Seeing through the "misty panes and thick green light" of a world suddenly turned upside-down by the dropping of gas shells, we're dragged through horrors that seem too terrible to be real, and too real to be anything but first-hand experience (13). It's a world peopled by the walking dead. Soldiers tramp through mud and gore, their own bodies falling apart as they move slowly towards their tents. Even the flares overhead (thrown to alert bombers about potential targets) are "haunting," suggesting that the battlefield itself may be one step closer to the afterlife than even the soldiers would like to think. Owen describes the scene as incredibly gruesome, and he's more than willing to walk us through it in excruciating detail.
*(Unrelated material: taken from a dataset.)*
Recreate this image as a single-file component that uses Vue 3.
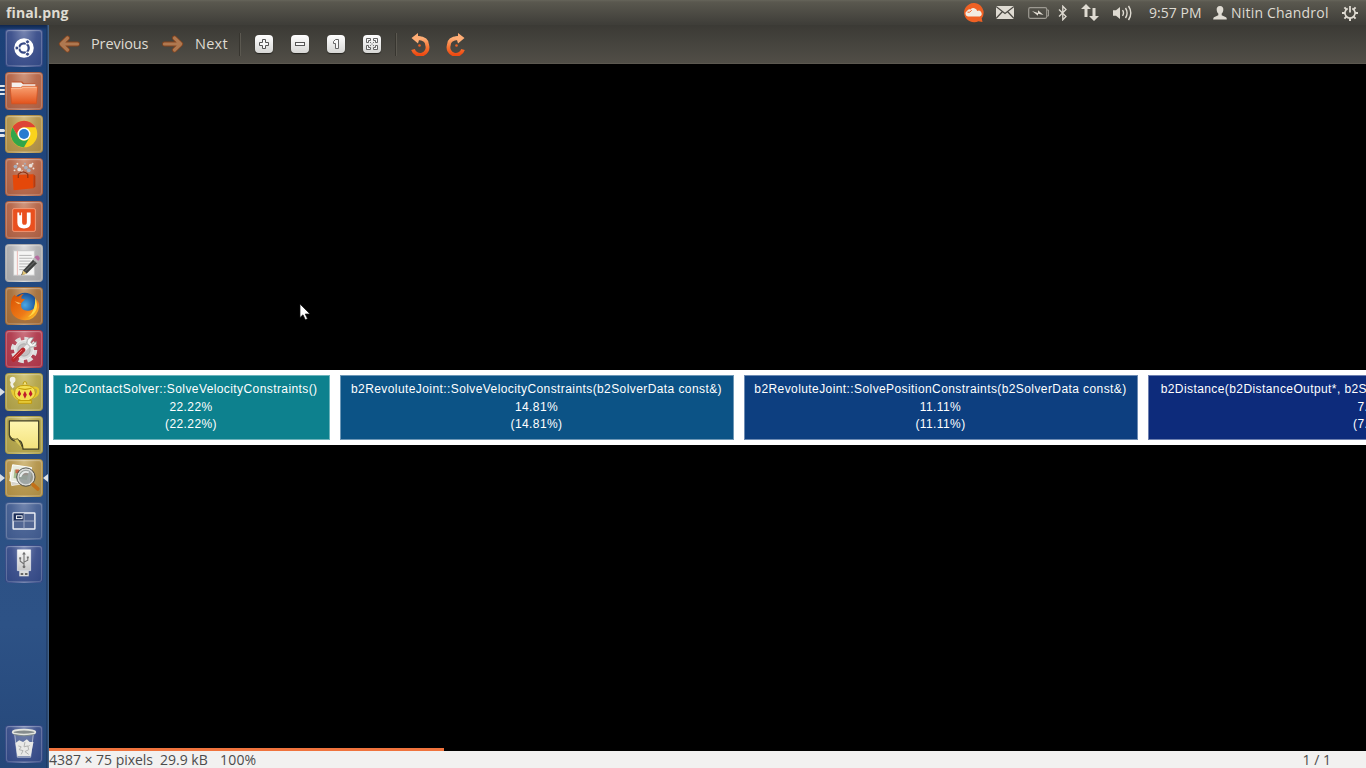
<script setup>
const nodes = [
  { name: 'b2ContactSolver::SolveVelocityConstraints()', pct: '22.22%', cls: 'teal' },
  { name: 'b2RevoluteJoint::SolveVelocityConstraints(b2SolverData const&)', pct: '14.81%', cls: 'azure' },
  { name: 'b2RevoluteJoint::SolvePositionConstraints(b2SolverData const&)', pct: '11.11%', cls: 'blue' },
  { name: 'b2Distance(b2DistanceOutput*, b2SimplexCache*, b2DistanceInput const*)', pct: '7.41%', cls: 'navy' }
]
const confetti = [[10, 8, 2], [14, 11, 2], [18, 7, 1], [21, 9, 2], [26, 7, 2], [29, 10, 1], [24, 12, 2], [17, 13, 1], [12, 5, 1], [20, 5, 1], [28, 5, 1], [9, 12, 1]]
</script>

<template>
  <div class="screen">
    <svg class="defs" width="0" height="0">
      <defs>
        <linearGradient id="orange" x1="0" y1="0" x2="0" y2="1"><stop offset="0" stop-color="#f9a273" /><stop offset="1" stop-color="#e2531c" /></linearGradient>
        <linearGradient id="hot" x1="0" y1="0" x2="0" y2="1"><stop offset="0" stop-color="#ffb078" /><stop offset=".55" stop-color="#f57433" /><stop offset="1" stop-color="#ee4a12" /></linearGradient>
        <linearGradient id="arrow" x1="0" y1="0" x2="0" y2="1"><stop offset="0" stop-color="#b98a66" /><stop offset="1" stop-color="#a8663f" /></linearGradient>
        <linearGradient id="silver" x1="0" y1="0" x2="0" y2="1"><stop offset="0" stop-color="#fafafa" /><stop offset="1" stop-color="#c7c7c7" /></linearGradient>
        <linearGradient id="note" x1="0" y1="0" x2="0" y2="1"><stop offset="0" stop-color="#fff6b0" /><stop offset="1" stop-color="#f3e27c" /></linearGradient>
        <radialGradient id="globe"><stop offset="0" stop-color="#4ca8e4" /><stop offset="1" stop-color="#174c94" /></radialGradient>
        <linearGradient id="fox" x1="0" y1="0" x2="1" y2="1"><stop offset="0" stop-color="#d95000" /><stop offset=".6" stop-color="#ee7a18" /><stop offset="1" stop-color="#ffd52e" /></linearGradient>
      </defs>
    </svg>

    <header class="panel">
      <span class="title">final.png</span>
      <div class="tray">
        <svg class="cloud" width="21" height="20" viewBox="0 0 21 20"><path d="M10.5 0a10 9.6 0 1 0 5 18.2l4 .8-.8-3.6A9.7 9.7 0 0 0 10.5 0Z" fill="#ef6124" /><path d="M5 13.5a3 3 0 0 1-1-5.6 3 3 0 0 1 3.5-1.5 4 4 0 0 1 6.8 1.5 3 3 0 0 1 2.5 5.6Z" fill="#f2ece2" /><path d="M4.5 9.2h2.2l2-2" fill="none" stroke="#ef6124" /></svg>
        <svg class="mail" width="18" height="13" viewBox="0 0 18 13"><path d="M0 0h18v13H0Z" fill="#dfdbd2" /><path d="m0 .5 9 7 9-7M0 12.5l6.5-7M18 12.5l-6.5-7" fill="none" stroke="#4b4943" stroke-width="1.2" /></svg>
        <svg class="battery" width="22" height="12" viewBox="0 0 22 12"><rect x=".7" y=".7" width="18" height="10.6" rx="1.5" fill="none" stroke="#9d9a92" stroke-width="1.2" /><path d="M19 3h1.5v6H19" fill="none" stroke="#9d9a92" /><path d="m4 4 6 2 0-2.8L15.5 8 10 6.7v2Z" fill="#e2ddd3" /></svg>
        <svg class="bt" width="10" height="16" viewBox="0 0 10 16"><path d="m1 4.5 7 7L4.8 14.8V1.2L8 4.5l-7 7" fill="none" stroke="#dfdbd2" stroke-width="1.3" /></svg>
        <svg class="net" width="18" height="17" viewBox="0 0 18 17"><path d="M5 0 0 5h3.5v8h3V5H10ZM13 17l5-5h-3.5V4h-3v8H8Z" fill="#dfdbd2" /></svg>
        <svg class="vol" width="21" height="16" viewBox="0 0 21 16"><path d="M1 5.3h3L8 2v12l-4-3.3H1Z" fill="#dfdbd2" /><path d="M10.5 5.2q2 2.8 0 5.6M13.5 3q3.2 5 0 10M16.5 1q4.6 7 0 14" fill="none" stroke="#dfdbd2" stroke-width="1.4" /></svg>
        <span class="clock">9:57 PM</span>
        <svg class="user" width="14" height="14" viewBox="0 0 14 14"><path d="M7 0C4.5 0 3.4 1.8 3.7 4c.2 2 .8 3 1.6 3.6v1.7L1 11.2Q.2 11.7.2 13.5h13.6q0-1.8-.8-2.3L8.7 9.3V7.6C9.5 7 10.1 6 10.3 4 10.6 1.8 9.5 0 7 0Z" fill="#dfdbd2" /></svg>
        <span class="username">Nitin Chandrol</span>
        <svg class="gear" width="16" height="16" viewBox="0 0 16 16"><g stroke="#dfdbd2" fill="none"><path d="M5.7 3.4a5.1 5.1 0 1 0 4.6 0" stroke-width="1.7" /><path d="M8 1v6.5" stroke-width="1.8" /><path d="M0 8h3M13 8h3M8 13v3M2.4 2.4l2 2M13.6 2.4l-2 2M2.4 13.6l2-2M13.6 13.6l-2-2" stroke-width="2" /></g></svg>
      </div>
    </header>

    <div class="body">
      <nav class="launcher">
        <div class="tile indigo">
          <svg viewBox="0 0 38 38"><circle cx="19" cy="19" r="10.3" fill="#fff" /><circle cx="19" cy="19" r="5" fill="none" stroke="#374985" stroke-width="2.4" /><path d="M19 19h-7M19 19l3.6-6.2M19 19l3.6 6.2" stroke="#fff" stroke-width="1" /><g fill="#374985" stroke="#fff"><circle cx="11.5" cy="19" r="2.1" /><circle cx="22.7" cy="12.5" r="2.1" /><circle cx="22.7" cy="25.5" r="2.1" /></g></svg>
        </div>
        <div class="tile rust">
          <div class="pips"><i /><i /><i /></div>
          <svg viewBox="0 0 38 38"><path d="M6 31V11l1-2h10l2 2h12v20Z" fill="#c15127" /><path d="M6 16v-6h10l2 2h13v4Z" fill="#f5f1ed" /><path d="M4.5 15.5h11l2-1.5h16L32 32.5H6Z" fill="url(#orange)" stroke="#d45220" stroke-width=".8" /><path d="M5.5 16.5H16l2-1.3h14" fill="none" stroke="#fbc09a" /></svg>
        </div>
        <div class="tile gold">
          <div class="pips two"><i /><i /></div>
          <svg viewBox="0 0 38 38"><circle cx="19" cy="19" r="14" fill="#f9d21c" /><path d="M6.9 12A14 14 0 0 1 31.1 12H19a7 7 0 0 0-6 10.5Z" fill="#dd4435" /><path d="M6.9 12A14 14 0 0 0 19 33l6-10.5a7 7 0 0 1-12 0Z" fill="#31a64a" /><circle cx="19" cy="19" r="6.8" fill="#fff" /><circle cx="19" cy="19" r="5.3" fill="#297cd0" /></svg>
        </div>
        <div class="tile rust">
          <svg viewBox="0 0 38 38"><g><circle v-for="(c, i) in confetti" :key="i" :cx="c[0]" :cy="c[1]" :r="c[2]" :fill="i % 3 ? '#e9e0da' : '#a7aebb'" /></g><path d="m7 17 22-1v15l-21 2Z" fill="#e4480a" /><path d="m29 16 2 2v11l-2 2Z" fill="#b93a0c" /><path d="M13 20v-4q5-5 10 0v4" fill="none" stroke="#8e3212" stroke-width="1.3" /></svg>
        </div>
        <div class="tile rust">
          <svg viewBox="0 0 38 38"><rect x="7" y="7" width="24" height="24" rx="1.5" fill="#e9501f" stroke="#f69c78" /><path d="M12 11h5v10q0 3 2.5 3t2.5-3V11h4v11q0 6-7 6t-7-6Z" fill="#fff" /><path d="M14 10h2v4h-2Z" fill="#e9501f" /></svg>
        </div>
        <div class="tile grey">
          <svg viewBox="0 0 38 38"><path d="M8 6h22v26H8Z" fill="#f5f5f4" stroke="#c5c5c5" /><path d="M12 6v26" stroke="#eab7b2" /><path d="M14 11h13M14 14h14M14 17h12M14 20h13M14 23h8M14 26h7" stroke="#aaa" stroke-width=".9" /><path d="m18 27 11-12 4 4-11 11-6 2Z" fill="#3d3f3e" /><path d="m18 27 4 3-5 2Z" fill="#e3c678" /><path d="m28 15 2-2 4 4-2 2Z" fill="#b8b8b8" /><path d="m30 13 1.5-1.5q2-1 3.5 1t0 3L34 17Z" fill="#b66c9f" /><path d="m20 28 11-11" stroke="#777" /></svg>
        </div>
        <div class="tile fire">
          <svg viewBox="0 0 38 38"><circle cx="20" cy="18" r="13" fill="url(#globe)" /><path d="M9 7q1 2 4 2 3-3 6-3-3 2-3 5l4 1-4 4q-1 8 7 8 5 0 8-4 2-4 1-8 5 5 2 12-4 10-14 10C9 34 4 26 5 18q0-7 4-11Z" fill="url(#fox)" /><path d="M31 10q6 15-8 21 8-6 8-21Z" fill="#ffd945" /><path d="m9 14 7 2-3 1Z" fill="#fac36b" /></svg>
        </div>
        <div class="tile red">
          <svg viewBox="0 0 38 38"><circle cx="19" cy="20" r="11.5" fill="none" stroke="#ddd" stroke-width="5" stroke-dasharray="5.42 3.61" /><circle cx="19" cy="20" r="10" fill="#d9d9d9" stroke="#f0f0f0" /><circle cx="19" cy="20" r="6.5" fill="#c3bfc0" stroke="#aaa" /><path d="m17 22 9-9" stroke="#ececec" stroke-width="4" /><path d="M29 7q-7-1-7 6l4 4q7 0 6-6l-4 3-2-2Z" fill="#f5f5f5" stroke="#888" stroke-width=".7" /><path d="m8 30 10-10" stroke="#b8282c" stroke-width="5" stroke-linecap="round" /><path d="m8 29 9-9" stroke="#ec7771" /></svg>
        </div>
        <div class="tile olive">
          <div class="focus" />
          <svg viewBox="0 0 38 38"><circle cx="7" cy="6" r="3" fill="#f0efe4" /><path d="M8 7q-4 4 0 7" fill="none" stroke="#f0efe4" stroke-width="3" /><path d="M27 15q7-2 7 3 0 6-8 7" fill="none" stroke="#e4c62c" stroke-width="2.5" /><path d="m11 21-4-5-2 1q2 9 8 11Z" fill="#e6ca35" /><path d="M9 20q0-8 11-8t11 8q0 5-7 8h-8Q9 26 9 20Z" fill="#f3df54" stroke="#c39c0b" /><path d="M13 15q7 3 14 0M13 28h14v3H13Z" fill="#e6ca35" stroke="#c39c0b" /><path d="M18 11q0-3 2-3t2 3" fill="#f7e77a" stroke="#b49308" /><g fill="#be1c2b"><path d="m14 17 2 4-2 3-2-3ZM20 18l2 4-2 4-2-4ZM26 17l2 4-2 3-2-3Z" /></g></svg>
        </div>
        <div class="tile olive">
          <svg viewBox="0 0 38 38"><path d="M3.500 4h31v30H18q-1-10-5-9-8 1-9.500-6Z" fill="url(#note)" stroke="#3e3d24" stroke-width="1.3" stroke-linejoin="round" /><path d="M3.500 19q3 6 9 4 3 4 5.500 11" fill="#d8c85b" stroke="#504c25" /></svg>
        </div>
        <div class="tile gold">
          <div class="focus" /><div class="active" />
          <svg viewBox="0 0 38 38"><path d="m4 13 21-3v14L6 27Z" fill="#d6d4cb" stroke="#fff" stroke-width=".7" /><path d="m7 5 20 3-3 18L4 22Z" fill="#e9ecdf" stroke="#fff" /><path d="m9 10 15 3-2 8-14-2Z" fill="#a7bf91" /><path d="M10 10h4v4h-4ZM18 12h5v4h-5Z" fill="#c96545" /><circle cx="21" cy="18" r="8.500" fill="#929a9a" fill-opacity=".85" stroke="#d9d9d6" stroke-width="1.8" /><circle cx="21" cy="18" r="9.700" fill="none" stroke="#494b48" stroke-width="1" /><path d="M15 18q2-7 9-5" fill="none" stroke="#e8ecec" stroke-width="2" /><path d="m28.500 26 5 4.500" stroke="#c17018" stroke-width="4" stroke-linecap="round" /></svg>
        </div>
        <div class="tile slate">
          <svg viewBox="0 0 38 38"><rect x="7.5" y="10.5" width="23" height="17" rx=".7" fill="#526693" stroke="#edf0f6" stroke-width="1.5" /><path d="M8 11h11v8H8Z" fill="#192c57" /><path d="M19 11v16M8 19h22" stroke="#a5afc7" /><rect x="11" y="13.5" width="6" height="3" fill="none" stroke="#fff" /></svg>
        </div>
        <div class="tile indigo">
          <svg viewBox="0 0 38 38"><path d="M12 4h14v22H12Z" fill="url(#silver)" stroke="#fff" stroke-width=".6" /><path d="M14 26h10v6H14Z" fill="#ddd" /><path d="M15.5 28.5h2.7v2h-2.700ZM20 28.500h2.700v2H20Z" fill="#666" /><path d="M19 8v14M19 19l-4-3v-3M19 17l4-2v-3" fill="none" stroke="#707070" stroke-width="1.1" /><path d="m19 6 2 3h-4Z" fill="#707070" /><circle cx="19" cy="22" r="1.5" fill="#707070" /><path d="M14 12h2v2h-2ZM22 11h2v2h-2Z" fill="#707070" /></svg>
        </div>
        <div class="tile indigo trash">
          <svg viewBox="0 0 38 38"><path d="m9 7 3 26h14l3-26" fill="#6d7da5" fill-opacity=".55" stroke="#c8cede" stroke-width=".8" /><path d="m10 18 4-3 4 2 4-3 3 3 4 0-3 15H12Z" fill="#e9e9e7" /><path d="m13 21 3 1-2 3 4 1-2 4M20 17l-1 5 4-1 1 4-4 2 4 3M25 20l-2 2" fill="none" stroke="#afb0ae" /><ellipse cx="19" cy="6.500" rx="12" ry="2.600" fill="#858c8d" stroke="#e3e5df" stroke-width="1.8" /><path d="M8 9q11 3 22 0" fill="none" stroke="#7d8887" /></svg>
        </div>
      </nav>

      <main class="viewer">
        <div class="toolbar">
          <svg class="prev" width="22" height="18" viewBox="0 0 22 18"><path d="M19.500 9H4M9.500 3 3.300 9l6.200 6" fill="none" stroke="#85451f" stroke-width="4.800" stroke-linecap="round" stroke-linejoin="round" /><path d="M19.500 9H4M9.500 3 3.300 9l6.200 6" fill="none" stroke="#af7850" stroke-width="3.200" stroke-linecap="round" stroke-linejoin="round" /></svg>
          <span class="label previous">Previous</span>
          <svg class="next" width="22" height="18" viewBox="0 0 22 18"><path d="M2.500 9H18M12.500 3 18.700 9l-6.200 6" fill="none" stroke="#85451f" stroke-width="4.800" stroke-linecap="round" stroke-linejoin="round" /><path d="M2.500 9H18M12.500 3 18.700 9l-6.200 6" fill="none" stroke="#af7850" stroke-width="3.200" stroke-linecap="round" stroke-linejoin="round" /></svg>
          <span class="label nexttext">Next</span>
          <i class="sep" />
          <div class="zoom-buttons">
            <svg viewBox="0 0 18 18"><path d="M7.500 4.500h3v3h3v3h-3v3h-3v-3h-3v-3h3Z" fill="#f8f8f8" stroke="#555" /></svg>
            <svg viewBox="0 0 18 18"><rect x="4.500" y="7.500" width="9" height="3" fill="#f8f8f8" stroke="#555" /></svg>
            <svg viewBox="0 0 18 18"><path d="M8.500 4.500h3v9h-3v-5h-2v-2Z" fill="#f8f8f8" stroke="#666" /></svg>
            <svg viewBox="0 0 18 18"><path d="M3.500 7.500v-4h4v2h-2v2ZM10.500 3.500h4v4h-2v-2h-2ZM3.500 10.500h2v2h2v2h-4ZM14.500 10.500v4h-4v-2h2v-2Z" fill="#f8f8f8" stroke="#555" stroke-width=".9" /><path d="m7 7 1.300 1.300M11 7 9.700 8.300M7 11l1.300-1.300M11 11 9.700 9.700" stroke="#777" /></svg>
          </div>
          <i class="sep second" />
          <svg class="rotate" width="22" height="25" viewBox="0 0 22 25"><path d="M9 7q9 .2 9.200 7.200A7.200 7.200 0 0 1 4 18.500" fill="none" stroke="url(#hot)" stroke-width="3.800" /><path d="m2.500 7 6.500-5v3L14 6.500l-4 2.500-1 3.500Z" fill="#ffad75" /><circle cx="10.500" cy="14.500" r="1.300" fill="#ee6122" /></svg>
          <svg class="rotate right" width="22" height="25" viewBox="0 0 22 25"><path d="M13 7q-9 .2-9.200 7.200A7.200 7.200 0 0 0 18 18.500" fill="none" stroke="url(#hot)" stroke-width="3.800" /><path d="m19.500 7-6.500-5v3L8 6.500l4 2.500 1 3.500Z" fill="#ffad75" /><circle cx="11.500" cy="14.500" r="1.300" fill="#ee6122" /></svg>
        </div>
        <div class="canvas">
          <div class="graph">
            <div v-for="n in nodes" :key="n.name" class="node" :class="n.cls">
              <p class="fn">{{ n.name }}</p>
              <p class="pc">{{ n.pct }}</p>
              <p class="pc">({{ n.pct }})</p>
            </div>
          </div>
          <div class="scroll" />
          <svg class="cursor" width="12" height="19" viewBox="0 0 12 19"><path d="M1 1v13.500l3-2.700 2.300 5 2.200-1-2.300-4.800H11Z" fill="#fff" stroke="#111" stroke-width=".7" /></svg>
        </div>
        <footer class="status">
          <span class="dims">4387 × 75 pixels</span><span class="size">29.9 kB</span><span class="pct">100%</span><span class="page">1 / 1</span>
        </footer>
      </main>
    </div>
  </div>
</template>

<style>
html, body { margin: 0; overflow: hidden; background: #000; }
</style>
<style scoped>
.screen { width: 1366px; height: 768px; display: flex; flex-direction: column; overflow: hidden; font: 14px "Open Sans", "Noto Sans", sans-serif; }
.defs { position: absolute; }
svg { display: block; flex: none; }
span { white-space: nowrap; }
.panel { height: 25px; flex: none; display: flex; align-items: center; justify-content: space-between; background: linear-gradient(#66655a 0, #5a584f 2px, #3f3e39 24px); color: #dfdbd2; }
.title { margin: -1px 0 0 6px; font-weight: 700; font-size: 14px; letter-spacing: .1px; }
.tray { width: 403px; height: 25px; display: flex; align-items: center; }
.mail { margin-left: 12px; }
.battery { margin-left: 14px; }
.bt { margin-left: 8px; }
.net { margin-left: 13px; }
.vol { margin-left: 13px; }
.clock { margin: -1px 0 0 16px; width: 54px; font-size: 14px; letter-spacing: .05px; }
.user { margin-left: 10px; }
.username { margin: -1px 0 0 4px; width: 99px; font-size: 14px; letter-spacing: .2px; }
.gear { margin-left: 12px; }
.body { flex: 1; display: flex; min-height: 0; }
.launcher { width: 49px; flex: none; box-sizing: border-box; padding: 4px 0 5px 5px; display: flex; flex-direction: column; gap: 5px; background: linear-gradient(90deg, transparent 46px, #183158 47px, #416187 48px), linear-gradient(#10264e 0, #1c4178 5px, #244b82 300px, #22407a 390px, #2c5084 440px, #2d5286 600px, #254779 743px); }
.tile { position: relative; width: 38px; height: 38px; box-sizing: border-box; flex: none; border: .5px solid transparent; background-clip: content-box; border-radius: 4px; box-shadow: inset 0 0 0 1px rgba(255,255,255,.17), inset 0 1px 2px rgba(255,255,255,.2); }
.tile > svg { width: 36px; height: 36px; }
.trash { margin-top: auto; }
.indigo { background: radial-gradient(ellipse at 50% 0, #7886b1, #42558f 50%, #304682); }
.rust { background: radial-gradient(ellipse at 50% 0, #d0967c, #b86c50 50%, #a75c40); }
.gold { background: radial-gradient(ellipse at 50% 0, #d3bc80, #b79953 50%, #aa8940); }
.grey { background: radial-gradient(ellipse at 50% 0, #ddd, #b4b4b5 50%, #a3a3a4); }
.fire { background: radial-gradient(ellipse at 50% 0, #c89d6f, #a97643 50%, #9d6836); }
.red { background: radial-gradient(ellipse at 50% 0, #cc7380, #b34254 50%, #a73346); }
.olive { background: radial-gradient(ellipse at 50% 0, #d3c77d, #b7a952 50%, #a79944); }
.slate { background: radial-gradient(ellipse at 50% 0, #7185ae, #4c6596 50%, #3d578a); }
.pips { position: absolute; left: -6px; top: 12px; display: grid; gap: 2px; }
.pips.two { top: 13px; gap: 2px; }
.pips i { width: 5px; height: 2px; background: #e1e5e9; border-radius: 0 2px 2px 0; }
.pips.two i { height: 3px; }
.focus { position: absolute; left: -6px; top: 14px; border-left: 5px solid #d7dde3; border-top: 4px solid transparent; border-bottom: 4px solid transparent; }
.active { position: absolute; right: -6px; top: 14px; border-right: 5px solid #dde2e7; border-top: 4px solid transparent; border-bottom: 4px solid transparent; }
.viewer { width: 1317px; display: flex; flex-direction: column; }
.toolbar { height: 39px; flex: none; box-sizing: border-box; border-bottom: 1px solid #5c5850; display: flex; align-items: center; background: linear-gradient(#3b3a35, #514e47); color: #dfdbd2; }
.prev { margin-left: 9px; }
.label { font-size: 14.5px; margin-top: -1px; }
.previous { margin-left: 11px; width: 58px; letter-spacing: -.1px; }
.next { margin-left: 13px; }
.nexttext { margin-left: 11px; width: 34px; letter-spacing: .25px; }
.sep { width: 1px; height: 23px; margin-left: 10px; background: #37352f; border-right: 1px solid #5b5850; }
.zoom-buttons { margin-left: 14px; display: flex; gap: 18px; }
.zoom-buttons svg { width: 18px; height: 18px; border-radius: 4px; background: linear-gradient(#fff, #d7d7d5); box-shadow: 0 1px 1px #25241f; }
.second { margin-left: 14px; }
.rotate { margin: -1px 0 0 12px; }
.rotate.right { margin-left: 14px; }
.canvas { position: relative; flex: 1; display: flex; flex-direction: column; overflow: hidden; background: #000; }
.graph { height: 65px; margin-top: 306px; padding: 5px 4px; background: #fff; display: flex; gap: 10px; overflow: hidden; }
.node { width: 394px; height: 65px; box-sizing: border-box; flex: none; padding: 4px 1px 0 0; border: 1px solid rgba(255,255,255,.4); color: #fff; font: 12px/18px "Liberation Sans", Arial, sans-serif; text-align: center; }
.node p { margin: 0; white-space: nowrap; }
.node p:last-child { margin-top: -1px; }
.fn, .pc { letter-spacing: .41px; }
.teal { width: 277px; background: #0d818e; }
.azure { background: #0c5386; }
.blue { background: #0d3f80; }
.navy { width: 456px; background: #0d2b7b; }
.scroll { margin-top: auto; height: 3px; width: 395px; background: #f0733d; }
.cursor { position: absolute; left: 250px; top: 239px; }
.status { height: 17px; flex: none; display: flex; align-items: center; background: #f2f1f0; color: #4c4c4c; font-size: 14px; line-height: 17px; }
.dims { width: 104px; margin-left: 0; letter-spacing: -.03px; }
.size { width: 48px; margin-left: 7px; letter-spacing: 0; }
.pct { margin-left: 12px; letter-spacing: .2px; }
.page { margin: 0 35px 0 auto; }
</style>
By the end of the poem, we seem to have moved off the actual battlefield, or have we? The poem turns inward, becoming a mindscape of the speaker's nightmares. Because we've already gotten a good sense of just how nightmarish actual battle scenes are, however, the difference between the speaker's mind and a minefield doesn't seem to be that great.
It's a clever move on Owen's part: there's no difference between the awful scenes of wartime and the traumatized mind of a soldier after battle because the soldier's mind never leaves the battlefield. See how crafty that is? When our speaker cries out, "In all my dreams, before my helpless sight, He plunges at me, guttering, choking, drowning," we can't tell whether he's still in the war or looking back on his experiences months (or years) afterwards. There are some settings that you just can't get out of your system.